• _Directions for this task_: Work out how many lines in the entries contain the string "index", and give nothing but that number.

• _Dataset extract_:
•••••

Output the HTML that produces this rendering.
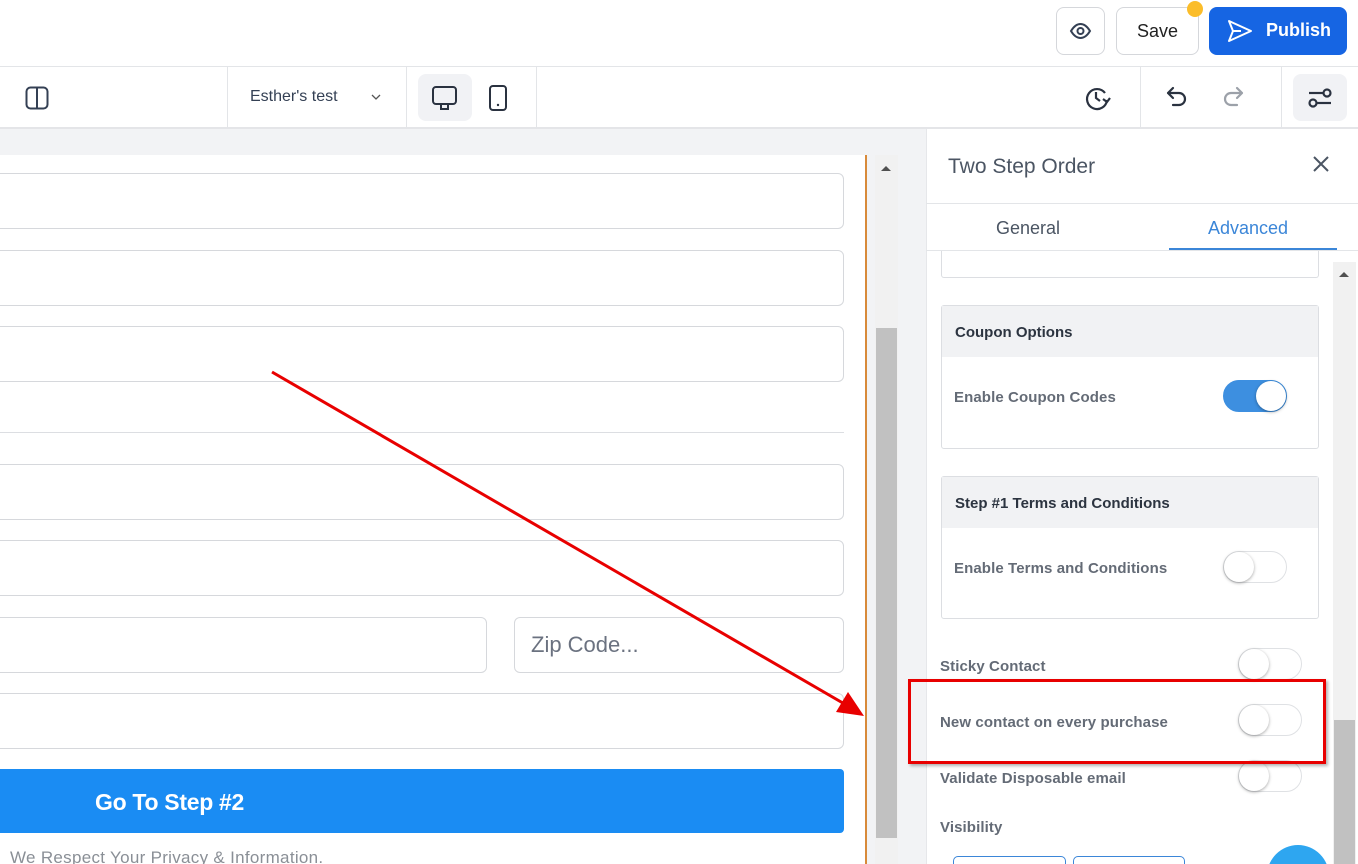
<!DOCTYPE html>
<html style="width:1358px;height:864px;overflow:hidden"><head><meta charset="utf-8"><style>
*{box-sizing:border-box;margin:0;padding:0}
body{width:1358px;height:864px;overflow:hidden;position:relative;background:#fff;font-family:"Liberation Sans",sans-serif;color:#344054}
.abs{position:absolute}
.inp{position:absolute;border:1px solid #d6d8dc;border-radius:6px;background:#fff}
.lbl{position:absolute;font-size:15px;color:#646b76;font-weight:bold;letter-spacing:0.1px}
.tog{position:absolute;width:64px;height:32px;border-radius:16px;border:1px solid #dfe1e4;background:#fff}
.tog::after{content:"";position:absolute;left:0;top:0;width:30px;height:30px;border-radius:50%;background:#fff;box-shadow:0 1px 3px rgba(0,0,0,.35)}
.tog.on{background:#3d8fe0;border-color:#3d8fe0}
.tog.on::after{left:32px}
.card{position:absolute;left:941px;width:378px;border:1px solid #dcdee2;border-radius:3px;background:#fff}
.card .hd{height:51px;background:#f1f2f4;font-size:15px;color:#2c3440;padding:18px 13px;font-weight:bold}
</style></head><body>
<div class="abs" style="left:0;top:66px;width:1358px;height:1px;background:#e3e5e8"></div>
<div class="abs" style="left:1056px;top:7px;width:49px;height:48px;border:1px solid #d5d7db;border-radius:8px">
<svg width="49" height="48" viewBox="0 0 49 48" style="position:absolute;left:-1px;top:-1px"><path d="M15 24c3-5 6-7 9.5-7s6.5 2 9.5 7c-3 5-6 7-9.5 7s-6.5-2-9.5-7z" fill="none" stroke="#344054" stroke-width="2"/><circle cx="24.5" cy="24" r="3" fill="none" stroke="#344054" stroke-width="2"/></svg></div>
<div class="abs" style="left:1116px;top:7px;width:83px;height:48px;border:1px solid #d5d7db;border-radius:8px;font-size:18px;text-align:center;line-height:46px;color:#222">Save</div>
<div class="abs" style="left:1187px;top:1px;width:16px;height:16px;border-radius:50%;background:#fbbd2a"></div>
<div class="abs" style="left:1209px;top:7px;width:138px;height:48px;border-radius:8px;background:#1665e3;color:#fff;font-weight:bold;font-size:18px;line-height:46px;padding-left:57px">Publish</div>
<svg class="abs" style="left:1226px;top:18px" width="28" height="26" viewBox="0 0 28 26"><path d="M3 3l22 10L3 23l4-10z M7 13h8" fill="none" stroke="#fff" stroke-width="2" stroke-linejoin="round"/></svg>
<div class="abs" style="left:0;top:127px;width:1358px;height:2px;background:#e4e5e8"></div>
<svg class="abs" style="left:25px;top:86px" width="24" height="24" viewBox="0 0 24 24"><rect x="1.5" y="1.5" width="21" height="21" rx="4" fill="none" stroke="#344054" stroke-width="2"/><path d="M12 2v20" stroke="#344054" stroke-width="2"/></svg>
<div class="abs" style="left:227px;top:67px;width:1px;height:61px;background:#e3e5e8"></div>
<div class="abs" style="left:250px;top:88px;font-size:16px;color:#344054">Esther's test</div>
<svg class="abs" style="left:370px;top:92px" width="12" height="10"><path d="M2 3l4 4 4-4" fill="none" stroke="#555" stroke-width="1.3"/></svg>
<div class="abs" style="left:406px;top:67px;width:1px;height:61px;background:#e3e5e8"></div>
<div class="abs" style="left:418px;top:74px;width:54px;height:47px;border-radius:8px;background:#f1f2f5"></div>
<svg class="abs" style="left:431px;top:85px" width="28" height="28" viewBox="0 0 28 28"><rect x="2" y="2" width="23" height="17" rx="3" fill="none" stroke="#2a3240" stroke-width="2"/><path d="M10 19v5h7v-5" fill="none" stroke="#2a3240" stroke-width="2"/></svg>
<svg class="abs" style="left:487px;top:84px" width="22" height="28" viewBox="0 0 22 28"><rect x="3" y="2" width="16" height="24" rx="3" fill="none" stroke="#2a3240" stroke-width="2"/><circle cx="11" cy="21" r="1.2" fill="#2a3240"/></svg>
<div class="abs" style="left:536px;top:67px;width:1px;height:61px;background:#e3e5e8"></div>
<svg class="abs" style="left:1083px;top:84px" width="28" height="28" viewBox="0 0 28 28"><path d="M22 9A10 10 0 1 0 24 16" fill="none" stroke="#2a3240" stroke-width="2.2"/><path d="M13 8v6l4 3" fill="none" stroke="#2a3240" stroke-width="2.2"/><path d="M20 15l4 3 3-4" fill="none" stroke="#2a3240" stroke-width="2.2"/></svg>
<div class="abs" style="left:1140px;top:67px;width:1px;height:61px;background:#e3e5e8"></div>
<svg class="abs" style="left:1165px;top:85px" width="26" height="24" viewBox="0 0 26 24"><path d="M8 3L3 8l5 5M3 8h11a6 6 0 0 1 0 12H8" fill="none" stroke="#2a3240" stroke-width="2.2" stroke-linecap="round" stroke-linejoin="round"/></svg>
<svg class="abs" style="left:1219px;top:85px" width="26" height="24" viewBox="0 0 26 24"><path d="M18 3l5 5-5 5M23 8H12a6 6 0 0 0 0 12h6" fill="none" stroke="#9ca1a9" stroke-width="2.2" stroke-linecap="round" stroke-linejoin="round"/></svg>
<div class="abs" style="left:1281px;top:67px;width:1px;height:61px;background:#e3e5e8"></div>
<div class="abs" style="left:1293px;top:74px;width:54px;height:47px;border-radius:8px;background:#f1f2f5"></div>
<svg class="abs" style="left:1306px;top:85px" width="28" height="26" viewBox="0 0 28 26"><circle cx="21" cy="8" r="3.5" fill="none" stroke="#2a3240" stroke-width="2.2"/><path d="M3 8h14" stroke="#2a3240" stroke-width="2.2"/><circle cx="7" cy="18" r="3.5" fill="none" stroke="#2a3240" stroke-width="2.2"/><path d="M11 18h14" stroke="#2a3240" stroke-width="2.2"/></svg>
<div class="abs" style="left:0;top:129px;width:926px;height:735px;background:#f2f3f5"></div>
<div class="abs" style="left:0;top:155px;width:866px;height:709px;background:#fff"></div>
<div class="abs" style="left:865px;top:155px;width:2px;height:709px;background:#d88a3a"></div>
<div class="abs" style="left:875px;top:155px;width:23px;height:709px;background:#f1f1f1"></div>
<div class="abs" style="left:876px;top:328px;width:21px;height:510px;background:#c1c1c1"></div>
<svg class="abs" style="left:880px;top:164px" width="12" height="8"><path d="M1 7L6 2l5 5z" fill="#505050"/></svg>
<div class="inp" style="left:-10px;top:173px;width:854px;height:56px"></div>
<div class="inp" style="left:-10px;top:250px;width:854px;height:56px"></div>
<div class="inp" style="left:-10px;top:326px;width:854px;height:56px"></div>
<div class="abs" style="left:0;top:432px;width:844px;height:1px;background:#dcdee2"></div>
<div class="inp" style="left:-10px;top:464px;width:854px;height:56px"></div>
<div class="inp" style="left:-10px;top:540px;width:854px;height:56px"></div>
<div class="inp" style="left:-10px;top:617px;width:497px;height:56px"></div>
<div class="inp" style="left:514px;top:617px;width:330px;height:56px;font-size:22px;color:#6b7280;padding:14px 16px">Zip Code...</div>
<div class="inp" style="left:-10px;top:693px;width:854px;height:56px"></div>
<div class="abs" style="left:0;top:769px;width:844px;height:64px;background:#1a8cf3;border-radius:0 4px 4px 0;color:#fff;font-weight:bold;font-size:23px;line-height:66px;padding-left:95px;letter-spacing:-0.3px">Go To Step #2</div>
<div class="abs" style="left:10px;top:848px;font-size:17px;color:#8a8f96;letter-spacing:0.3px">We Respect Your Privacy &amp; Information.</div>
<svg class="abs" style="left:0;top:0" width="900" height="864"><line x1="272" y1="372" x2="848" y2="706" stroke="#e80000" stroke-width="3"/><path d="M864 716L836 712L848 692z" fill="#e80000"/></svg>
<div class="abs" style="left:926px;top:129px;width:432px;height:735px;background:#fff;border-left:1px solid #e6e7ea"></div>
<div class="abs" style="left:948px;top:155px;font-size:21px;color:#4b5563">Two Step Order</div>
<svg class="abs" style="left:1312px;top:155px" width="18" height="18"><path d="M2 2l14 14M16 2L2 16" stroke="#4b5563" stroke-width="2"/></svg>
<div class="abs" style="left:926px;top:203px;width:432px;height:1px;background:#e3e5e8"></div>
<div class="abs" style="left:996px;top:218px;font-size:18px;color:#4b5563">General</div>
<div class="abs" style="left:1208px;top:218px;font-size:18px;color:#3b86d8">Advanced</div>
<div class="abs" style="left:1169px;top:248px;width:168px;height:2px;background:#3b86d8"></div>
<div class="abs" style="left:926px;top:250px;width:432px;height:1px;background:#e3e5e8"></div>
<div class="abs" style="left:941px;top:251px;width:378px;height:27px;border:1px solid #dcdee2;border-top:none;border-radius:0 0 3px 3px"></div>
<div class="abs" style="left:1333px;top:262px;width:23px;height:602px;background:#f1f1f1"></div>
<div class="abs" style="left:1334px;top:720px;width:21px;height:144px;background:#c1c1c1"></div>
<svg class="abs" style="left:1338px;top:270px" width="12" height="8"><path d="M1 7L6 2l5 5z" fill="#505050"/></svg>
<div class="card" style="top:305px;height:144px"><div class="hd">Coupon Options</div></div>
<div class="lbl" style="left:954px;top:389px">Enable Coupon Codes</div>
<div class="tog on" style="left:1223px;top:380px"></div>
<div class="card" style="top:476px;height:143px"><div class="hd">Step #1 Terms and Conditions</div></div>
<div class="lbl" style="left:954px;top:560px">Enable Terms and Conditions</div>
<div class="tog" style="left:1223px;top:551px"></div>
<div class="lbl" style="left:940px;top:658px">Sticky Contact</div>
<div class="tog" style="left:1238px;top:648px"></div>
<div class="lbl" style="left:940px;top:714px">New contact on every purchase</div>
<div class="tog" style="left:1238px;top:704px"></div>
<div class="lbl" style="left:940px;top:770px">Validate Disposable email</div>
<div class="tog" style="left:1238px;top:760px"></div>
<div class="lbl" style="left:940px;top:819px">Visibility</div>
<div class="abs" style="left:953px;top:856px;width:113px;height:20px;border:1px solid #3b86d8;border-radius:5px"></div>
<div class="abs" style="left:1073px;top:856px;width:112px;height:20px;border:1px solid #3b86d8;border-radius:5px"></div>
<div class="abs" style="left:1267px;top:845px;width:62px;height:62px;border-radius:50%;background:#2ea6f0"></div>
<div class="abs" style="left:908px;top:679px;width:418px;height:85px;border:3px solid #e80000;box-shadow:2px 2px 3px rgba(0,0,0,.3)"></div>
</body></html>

•••••

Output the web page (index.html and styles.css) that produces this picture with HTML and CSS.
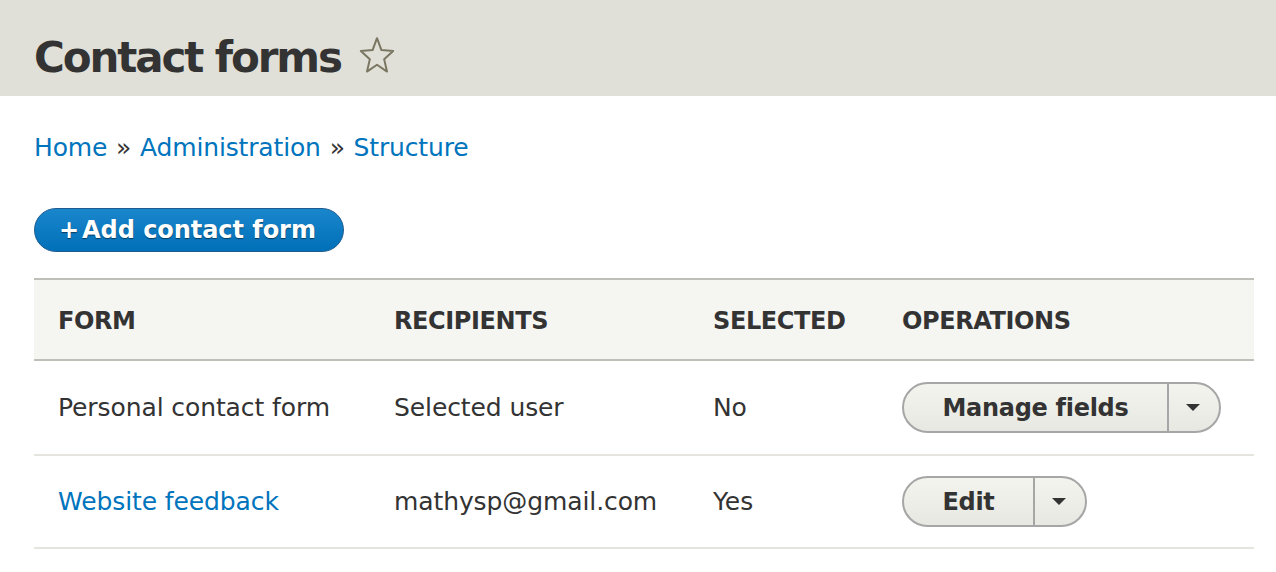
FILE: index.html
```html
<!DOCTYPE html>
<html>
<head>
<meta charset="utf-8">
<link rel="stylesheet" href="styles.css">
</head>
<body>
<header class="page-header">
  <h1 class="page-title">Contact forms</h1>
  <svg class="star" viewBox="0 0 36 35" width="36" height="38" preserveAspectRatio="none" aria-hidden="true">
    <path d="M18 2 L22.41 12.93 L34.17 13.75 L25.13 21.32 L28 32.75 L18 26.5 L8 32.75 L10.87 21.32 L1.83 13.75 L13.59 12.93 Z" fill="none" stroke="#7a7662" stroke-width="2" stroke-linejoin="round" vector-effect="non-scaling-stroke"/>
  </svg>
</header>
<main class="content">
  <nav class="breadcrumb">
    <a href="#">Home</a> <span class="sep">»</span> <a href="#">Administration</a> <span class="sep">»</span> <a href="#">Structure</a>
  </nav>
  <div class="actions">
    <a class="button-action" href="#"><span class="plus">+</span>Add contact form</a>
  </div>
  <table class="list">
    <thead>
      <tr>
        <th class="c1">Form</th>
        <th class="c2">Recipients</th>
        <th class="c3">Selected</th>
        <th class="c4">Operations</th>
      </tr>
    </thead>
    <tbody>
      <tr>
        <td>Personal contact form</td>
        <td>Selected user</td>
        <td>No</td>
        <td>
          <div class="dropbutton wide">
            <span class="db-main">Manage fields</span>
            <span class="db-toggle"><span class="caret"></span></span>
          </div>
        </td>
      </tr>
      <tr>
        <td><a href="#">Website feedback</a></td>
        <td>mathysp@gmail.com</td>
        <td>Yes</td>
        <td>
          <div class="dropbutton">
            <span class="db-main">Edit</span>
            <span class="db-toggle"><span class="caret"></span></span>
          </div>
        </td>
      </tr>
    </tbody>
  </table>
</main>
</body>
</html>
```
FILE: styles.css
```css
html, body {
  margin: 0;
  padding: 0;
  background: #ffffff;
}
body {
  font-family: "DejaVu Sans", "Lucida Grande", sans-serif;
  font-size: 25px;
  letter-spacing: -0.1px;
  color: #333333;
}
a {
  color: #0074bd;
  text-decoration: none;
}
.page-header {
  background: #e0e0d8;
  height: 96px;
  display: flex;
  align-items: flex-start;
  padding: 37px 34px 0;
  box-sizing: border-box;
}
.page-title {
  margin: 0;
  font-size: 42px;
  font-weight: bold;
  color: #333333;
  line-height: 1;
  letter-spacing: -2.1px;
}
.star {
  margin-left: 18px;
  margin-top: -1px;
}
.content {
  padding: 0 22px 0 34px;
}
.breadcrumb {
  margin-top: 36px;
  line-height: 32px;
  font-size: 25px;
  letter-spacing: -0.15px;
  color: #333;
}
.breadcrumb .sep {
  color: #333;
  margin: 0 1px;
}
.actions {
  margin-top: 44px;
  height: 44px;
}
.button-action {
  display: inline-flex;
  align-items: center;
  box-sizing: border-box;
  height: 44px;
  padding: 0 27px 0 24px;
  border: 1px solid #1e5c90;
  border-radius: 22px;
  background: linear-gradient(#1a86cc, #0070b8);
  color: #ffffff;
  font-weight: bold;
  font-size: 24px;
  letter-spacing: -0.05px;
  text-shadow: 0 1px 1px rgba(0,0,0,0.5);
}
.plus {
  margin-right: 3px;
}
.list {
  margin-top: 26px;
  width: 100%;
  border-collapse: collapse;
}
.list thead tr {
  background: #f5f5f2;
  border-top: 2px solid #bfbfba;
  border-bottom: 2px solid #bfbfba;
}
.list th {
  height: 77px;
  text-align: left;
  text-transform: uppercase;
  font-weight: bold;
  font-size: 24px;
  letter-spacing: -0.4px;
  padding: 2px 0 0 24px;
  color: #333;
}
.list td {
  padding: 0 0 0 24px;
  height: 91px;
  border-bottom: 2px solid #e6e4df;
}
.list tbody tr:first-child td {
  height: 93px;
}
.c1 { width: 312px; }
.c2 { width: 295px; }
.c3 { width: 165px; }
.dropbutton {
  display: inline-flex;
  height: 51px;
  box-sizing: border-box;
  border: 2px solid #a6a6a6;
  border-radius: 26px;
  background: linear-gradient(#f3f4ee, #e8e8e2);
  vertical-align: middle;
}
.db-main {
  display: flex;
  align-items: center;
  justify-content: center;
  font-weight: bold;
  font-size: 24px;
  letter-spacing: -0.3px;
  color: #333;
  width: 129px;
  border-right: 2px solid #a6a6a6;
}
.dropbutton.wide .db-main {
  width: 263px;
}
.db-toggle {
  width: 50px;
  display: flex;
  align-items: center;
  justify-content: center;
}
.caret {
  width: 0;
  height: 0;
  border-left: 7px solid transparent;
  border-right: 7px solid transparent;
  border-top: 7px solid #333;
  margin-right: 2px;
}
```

•••••

• _Result below_: 2